Patch series "add init_on_alloc/init_on_free boot options", v10.

Provide init_on_alloc and init_on_free boot options.

These are aimed at preventing possible information leaks and making the
control-flow bugs that depend on uninitialized values more deterministic.

Enabling either of the options guarantees that the memory returned by the
page allocator and SL[AU]B is initialized with zeroes. SLOB allocator
isn't supported at the moment, as its emulation of kmem caches complicates
handling of SLAB_TYPESAFE_BY_RCU caches correctly.

Enabling init_on_free also guarantees that pages and heap objects are
initialized right after they're freed, so it won't be possible to access
stale data by using a dangling pointer.

As suggested by Michal Hocko, right now we don't let the heap users to
disable initialization for certain allocations. There's not enough
evidence that doing so can speed up real-life cases, and introducing ways
to opt-out may result in things going out of control.

This patch (of 2):

The new options are needed to prevent possible information leaks and make
control-flow bugs that depend on uninitialized values more deterministic.

This is expected to be on-by-default on Android and Chrome OS. And it
gives the opportunity for anyone else to use it under distros too via the
boot args. (The init_on_free feature is regularly requested by folks
where memory forensics is included in their threat models.)

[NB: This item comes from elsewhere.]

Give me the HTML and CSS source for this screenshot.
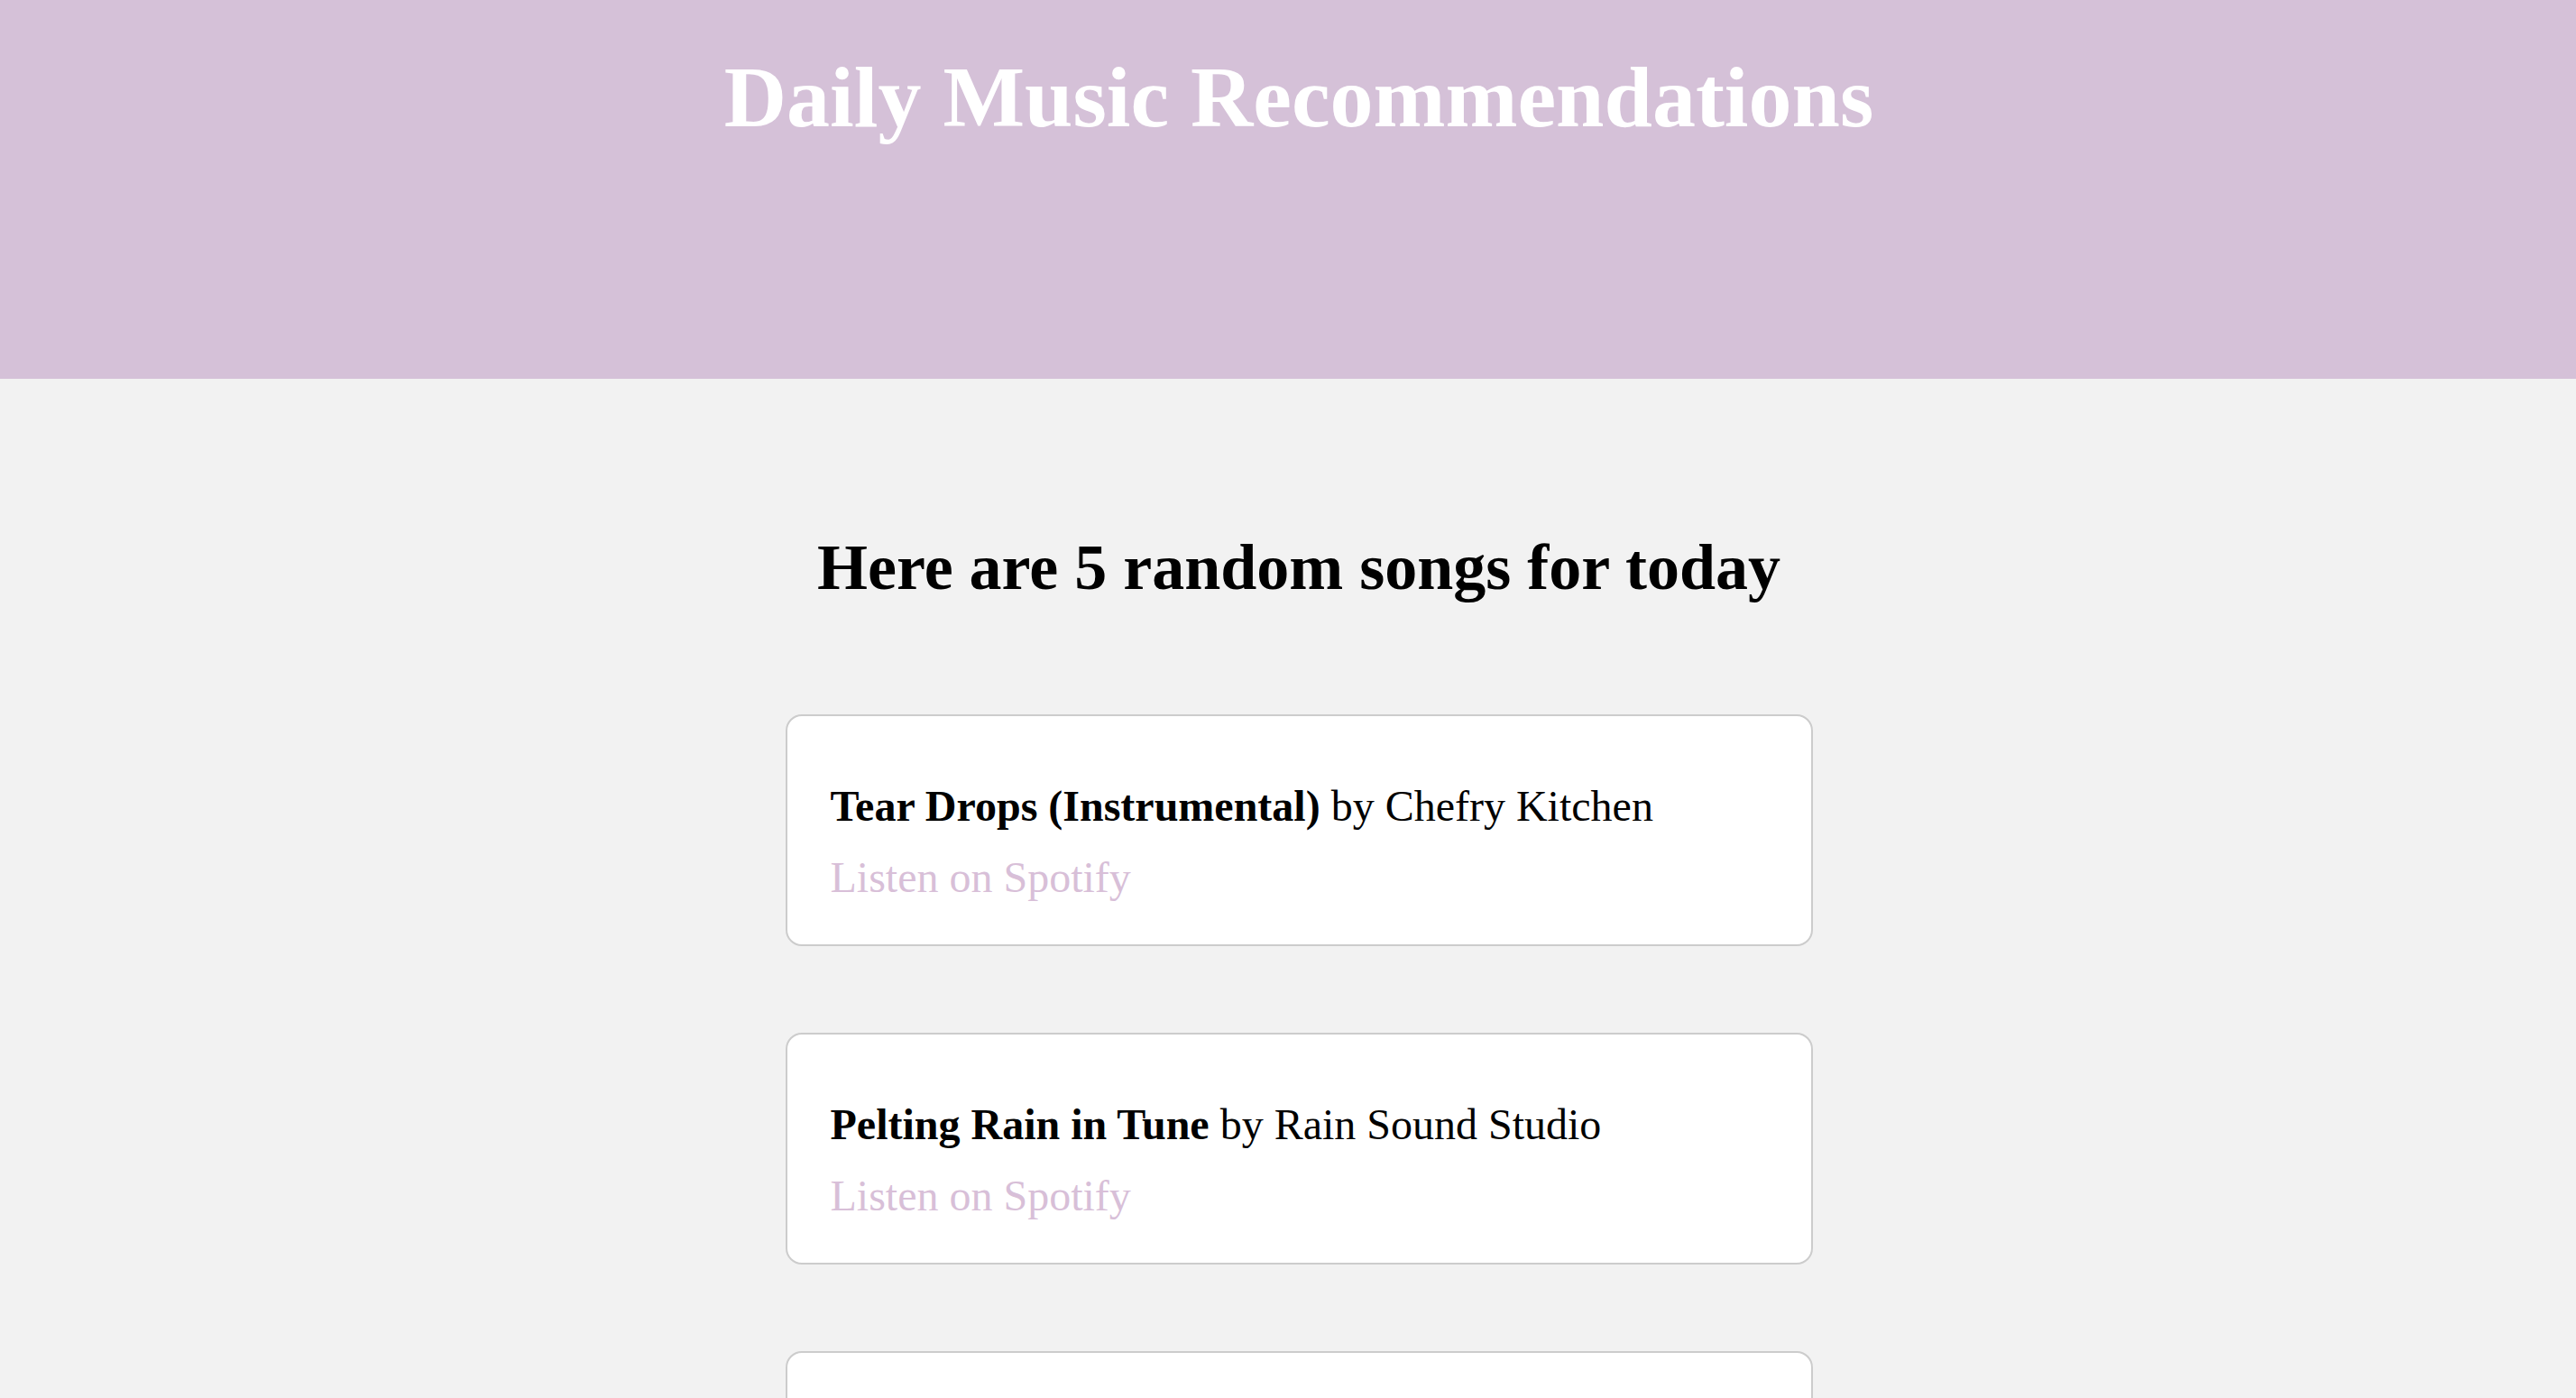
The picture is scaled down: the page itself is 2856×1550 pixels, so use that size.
FILE: index.html
```html
<!DOCTYPE html>
<html lang="en">
<head>
<meta charset="utf-8">
<title>Daily Music Recommendations</title>
<link rel="stylesheet" href="styles.css">
</head>
<body>
<header class="site-header">
  <h1 class="site-title">Daily Music Recommendations</h1>
</header>
<main class="content">
  <h2 class="intro">Here are 5 random songs for today</h2>
  <ul class="songs">
    <li class="song-card">
      <p class="song-line"><strong>Tear Drops (Instrumental)</strong> by Chefry Kitchen</p>
      <a class="song-link" href="#">Listen on Spotify</a>
    </li>
    <li class="song-card">
      <p class="song-line"><strong>Pelting Rain in Tune</strong> by Rain Sound Studio</p>
      <a class="song-link" href="#">Listen on Spotify</a>
    </li>
    <li class="song-card">
      <p class="song-line"><strong>Morning Light</strong> by Quiet Piano</p>
      <a class="song-link" href="#">Listen on Spotify</a>
    </li>
    <li class="song-card">
      <p class="song-line"><strong>Slow Waves</strong> by Ocean Sounds</p>
      <a class="song-link" href="#">Listen on Spotify</a>
    </li>
    <li class="song-card">
      <p class="song-line"><strong>Evening Breeze</strong> by Lofi Garden</p>
      <a class="song-link" href="#">Listen on Spotify</a>
    </li>
  </ul>
</main>
</body>
</html>
```
FILE: styles.css
```css
body {
  margin: 0;
  background: #f2f2f2;
  font-family: "Liberation Serif", "Times New Roman", serif;
  font-size: 48px;
  color: #000;
}

.site-header {
  background: #d5c1d8;
  height: 420px;
  box-sizing: border-box;
  padding: 52px 0 0 24px;
  text-align: center;
}

.site-title {
  margin: 0;
  font-size: 96px;
  font-weight: bold;
  color: #fff;
}

.content {
  padding: 168px 0 80px 24px;
  display: flex;
  flex-direction: column;
  align-items: center;
}

.intro {
  margin: 0;
  font-size: 72px;
  font-weight: bold;
}

.songs {
  list-style: none;
  margin: 121px 0 0;
  padding: 0;
  width: 1139px;
  display: flex;
  flex-direction: column;
  gap: 96px;
}

.song-card {
  background: #fff;
  border: 2px solid #cccccc;
  border-radius: 18px;
  padding: 48px 48px 47px;
}

.song-line {
  margin: 24px 0;
}

.song-link {
  display: block;
  color: #d8bfd8;
  text-decoration: none;
}
```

init_on_alloc=1 makes the kernel initialize newly allocated pages and heap
objects with zeroes. Initialization is done at allocation time at the
places where checks for __GFP_ZERO are performed.

init_on_free=1 makes the kernel initialize freed pages and heap objects
with zeroes upon their deletion. This helps to ensure sensitive data
doesn't leak via use-after-free accesses.

Both init_on_alloc=1 and init_on_free=1 guarantee that the allocator
returns zeroed memory. The two exceptions are slab caches with
constructors and SLAB_TYPESAFE_BY_RCU flag. Those are never
zero-initialized to preserve their semantics.

Both init_on_alloc and init_on_free default to zero, but those defaults
can be overridden with CONFIG_INIT_ON_ALLOC_DEFAULT_ON and
CONFIG_INIT_ON_FREE_DEFAULT_ON.

If either SLUB poisoning or page poisoning is enabled, those options take
precedence over init_on_alloc and init_on_free: initialization is only
applied to unpoisoned allocations.

Slowdown for the new features compared to init_on_free=0, init_on_alloc=0:

hackbench, init_on_free=1: +7.62% sys time (st.err 0.74%)
hackbench, init_on_alloc=1: +7.75% sys time (st.err 2.14%)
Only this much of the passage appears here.